Bexley bin workers on strike, March 2020

Bexley bin workers on strike, March 2020   (Click to enlarge: opens in new window)

Bexley binworkers’ strike wins sick pay from day one

Rob Williams

Binworkers working for privateer Serco at Tory-run Bexley council have won a big victory after taking determined strike action.

After one day, they forced the employer to concede full sick pay from day one if any workers are forced to isolate or take time off during the coronavirus crisis.

Local Serco management were clearly stunned by the militant action of the binworkers. Up to 100 of them picketed the bin depot, stopping bin wagons leaving for hours by using their legal right to walk back and forth across the zebra crossing conveniently situated just outside the depot entrance.

Management called the police who were stymied for ages because they didn’t know whether the road was private or not. When their chief eventually turned up with the necessary documentation hours later, the binworkers were ready to leave after severely disrupting the bin collections!

However, this was after the initial police presence had aggressively steered a wagon, allegedly needing to leave for an MOT, through the picket. But they had to fight for every inch as pickets resisted every step of the way.

At one stage a policeman pushed a woman striker aside, which infuriated other pickets who revealed that she was pregnant.

This was on top of management outrageously locking up the union office inside the depot, which is shared with neighbouring Dartford council and therefore probably isn’t actually owned by Serco.

For the second time in a week, London binworkers have shown their fighting capacity. Last week, we reported on the equally militant strike in Tower Hamlets.

The Bexley workers have now paused their action in light of the concessions on sick pay. But they have made it clear to management that the action will be put back on if the issues of low pay and precarious employment aren’t addressed.

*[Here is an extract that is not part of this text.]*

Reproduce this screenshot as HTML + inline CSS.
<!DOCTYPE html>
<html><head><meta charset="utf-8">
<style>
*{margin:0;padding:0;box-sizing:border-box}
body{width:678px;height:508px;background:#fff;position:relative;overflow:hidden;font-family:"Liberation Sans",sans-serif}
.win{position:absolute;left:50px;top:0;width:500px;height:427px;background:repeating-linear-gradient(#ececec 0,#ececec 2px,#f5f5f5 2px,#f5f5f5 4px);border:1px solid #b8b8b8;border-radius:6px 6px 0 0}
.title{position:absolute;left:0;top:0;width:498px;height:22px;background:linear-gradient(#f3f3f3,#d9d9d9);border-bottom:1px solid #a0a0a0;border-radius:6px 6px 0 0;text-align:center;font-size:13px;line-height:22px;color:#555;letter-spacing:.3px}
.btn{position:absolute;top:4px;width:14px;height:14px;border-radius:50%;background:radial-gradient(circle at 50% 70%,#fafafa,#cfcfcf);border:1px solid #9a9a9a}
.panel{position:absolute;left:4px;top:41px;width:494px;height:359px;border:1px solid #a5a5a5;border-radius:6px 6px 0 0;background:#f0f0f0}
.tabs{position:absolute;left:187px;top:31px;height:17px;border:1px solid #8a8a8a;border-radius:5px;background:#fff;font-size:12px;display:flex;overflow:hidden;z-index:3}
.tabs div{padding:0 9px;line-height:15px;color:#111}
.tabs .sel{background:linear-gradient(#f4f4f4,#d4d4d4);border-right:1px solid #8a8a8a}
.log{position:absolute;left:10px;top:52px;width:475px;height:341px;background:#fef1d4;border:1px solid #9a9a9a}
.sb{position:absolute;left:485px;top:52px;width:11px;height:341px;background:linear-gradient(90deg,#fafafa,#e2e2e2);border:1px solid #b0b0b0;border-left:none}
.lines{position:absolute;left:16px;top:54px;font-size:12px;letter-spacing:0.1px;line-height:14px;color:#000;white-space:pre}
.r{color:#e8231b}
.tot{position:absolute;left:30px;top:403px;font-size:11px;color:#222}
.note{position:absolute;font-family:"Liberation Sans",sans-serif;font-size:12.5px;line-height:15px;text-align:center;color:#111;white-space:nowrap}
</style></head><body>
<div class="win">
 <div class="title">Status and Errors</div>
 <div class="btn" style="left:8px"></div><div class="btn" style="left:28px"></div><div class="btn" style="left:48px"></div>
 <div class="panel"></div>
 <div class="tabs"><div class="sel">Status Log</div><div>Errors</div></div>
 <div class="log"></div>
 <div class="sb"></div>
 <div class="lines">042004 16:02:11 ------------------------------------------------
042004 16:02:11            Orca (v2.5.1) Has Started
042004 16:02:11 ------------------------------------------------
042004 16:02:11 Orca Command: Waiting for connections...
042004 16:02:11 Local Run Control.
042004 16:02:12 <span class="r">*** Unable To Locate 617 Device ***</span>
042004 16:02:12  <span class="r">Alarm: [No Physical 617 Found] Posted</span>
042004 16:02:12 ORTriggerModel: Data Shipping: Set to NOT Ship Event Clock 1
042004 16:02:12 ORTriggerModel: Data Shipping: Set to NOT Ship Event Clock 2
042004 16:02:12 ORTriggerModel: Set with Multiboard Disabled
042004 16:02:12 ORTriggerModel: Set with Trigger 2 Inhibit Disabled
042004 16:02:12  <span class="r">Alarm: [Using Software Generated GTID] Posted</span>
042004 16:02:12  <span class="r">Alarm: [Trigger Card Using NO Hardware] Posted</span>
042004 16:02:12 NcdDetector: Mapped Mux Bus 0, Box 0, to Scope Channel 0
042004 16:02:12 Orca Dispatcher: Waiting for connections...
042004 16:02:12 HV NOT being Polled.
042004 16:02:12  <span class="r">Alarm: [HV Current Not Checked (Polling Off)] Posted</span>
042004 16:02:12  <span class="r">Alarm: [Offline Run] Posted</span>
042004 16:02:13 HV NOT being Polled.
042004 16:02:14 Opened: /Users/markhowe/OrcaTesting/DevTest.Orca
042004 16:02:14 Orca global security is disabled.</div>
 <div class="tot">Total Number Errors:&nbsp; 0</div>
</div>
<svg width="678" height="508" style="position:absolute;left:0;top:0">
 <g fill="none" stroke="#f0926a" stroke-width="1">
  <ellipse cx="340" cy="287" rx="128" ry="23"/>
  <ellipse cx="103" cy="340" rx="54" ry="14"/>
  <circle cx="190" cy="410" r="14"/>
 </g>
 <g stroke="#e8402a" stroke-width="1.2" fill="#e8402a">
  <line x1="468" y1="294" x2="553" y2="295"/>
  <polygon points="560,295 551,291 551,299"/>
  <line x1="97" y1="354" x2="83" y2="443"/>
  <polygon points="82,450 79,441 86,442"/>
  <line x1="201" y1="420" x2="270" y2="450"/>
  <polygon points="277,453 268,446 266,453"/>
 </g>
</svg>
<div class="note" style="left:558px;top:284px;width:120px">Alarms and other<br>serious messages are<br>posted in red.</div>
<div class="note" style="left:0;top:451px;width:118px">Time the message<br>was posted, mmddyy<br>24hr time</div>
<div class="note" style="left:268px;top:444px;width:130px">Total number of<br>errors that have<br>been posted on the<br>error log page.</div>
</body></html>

One agency worker told of how he and others turn up every morning and have to hang around for an hour to see if there is work for them and if not, they are told to go home, in the same way that London dockers were treated before the war.

It’s clear that these are essential workers in this crisis, doing vital work to clean up our communities. Just today, even the Tory government has confirmed that ‘waste disposal workers’ are on its ‘key worker’ list.

Yet many are treated with contempt by bosses as in Victorian times. But they have roared back in Bexley and can bank this success, ready to fight for more.

The likes of Serco can’t be trusted with such an important service as the bins. Therefore, Socialist Party members gave our solidarity on the picket line and at the same time call for the bin contract to be brought back in-house to end the scourge of outsourcing and privatisation. We also call for the binworkers in Tower Hamlets to be paid back the outstanding holiday pay owed to them.